Serge rejoignit alors les bolcheviks "parce qu'ils accomplissaient tenacement, sans découragement, avec une ardeur magnifique, avec une passion réfléchie, la nécessité même, prenant sur eux toutes les responsabilités et toutes les initiatives". Tout au long de la guerre civile, avec conviction, enthousiasme, Serge collabora aux éditions et à la presse de l'Internationale communiste.

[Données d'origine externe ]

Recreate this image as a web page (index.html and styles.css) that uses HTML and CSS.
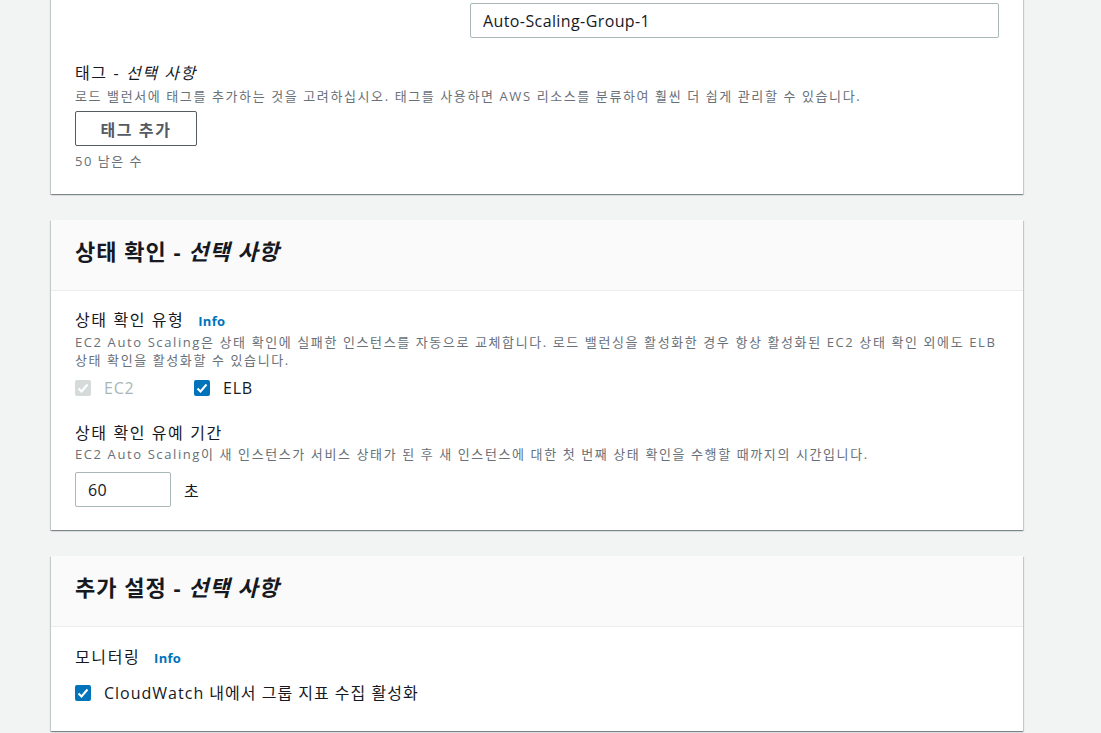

La fin de la guerre civile et le maintien de la révolution furent finalement acquis, mais à quel prix : une économie détruite, ruinée, une classe ouvrière exténuée, les cadres révolutionnaires décimés. Rejoignant le combat de l'Opposition de gauche mené par Trotsky, Serge fit face à la montée en puissance de la bureaucratie et à la mise en place de la dictature personnelle de Staline. Il fut comme tant d'autres exclu du parti, arrêté, déporté ; et il fallut une campagne internationale, menée par des intellectuels et des syndicalistes, pour obtenir sa libération en 1936 et... son expulsion d'URSS. Il mena alors le combat pour défendre à son tour les oppositionnels communistes, internés en Union soviétique, et pour dénoncer les mensonges des procès de Moscou et les coups portés par Staline à la révolution espagnole avec la complicité des partis socialistes.
Dans cette période, Serge s'éloigna de Trotsky et de sa politique. Formé par l'anarchisme, il était enclin à expliquer le stalinisme par le prétendu autoritarisme du parti bolchevik et surtout à identifier à du sectarisme les critiques adressées par Trotsky au POUM espagnol, dont la politique avait pesé dans l'échec de la révolution espagnole de 1936-1937.
Ces événements, mais aussi tant d'autres vécus par un militant qui participa activement aux combats de la classe ouvrière, sont relatés par Victor Serge dans son livre Mémoires d'un révolutionnaire, regroupé ici avec d'autres oeuvres.
Ce volume contient également différents articles de Serge, datant de diverses périodes, comme La Ville en danger ou Lénine 1917, plaidoyer en faveur de la révolution russe et de la politique de Lénine et de Trotsky, de la nécessité d'un pouvoir révolutionnaire déterminé et fort, de la dictature du prolétariat. Dans Vie des révolutionnaires, texte court et particulièrement émouvant, Serge rapporte le combat de militants révolutionnaires russes dont le nom a disparu des mémoires mais qui contribuèrent à l'organisation du mouvement ouvrier. Dans Destin d'une révolution, texte qui date lui de 1937, Serge illustre l'analyse du stalinisme que Trotsky développa dans La révolution trahie, en décrivant ce que l'URSS devint sous Staline.
Victor Serge affirma toute sa vie sa conviction de la nécessité d'un avenir socialiste de l'humanité, même s'il ne fut pas épargné par la vague de démoralisation que le stalinisme engendra. Ses derniers écrits, publiés ici, en témoignent. Mais il n'empêche : c'est la flamme révolutionnaire qui court à travers les écrits de Victor Serge et qui les rend riches d'enseignements pour les combats futurs.
Mémoires d'un révolutionnaire et autres écrits politiques (1908-1947) de Victor Serge, Editions Bouquins, Robert Laffont, 1 050 pages, 199 francs.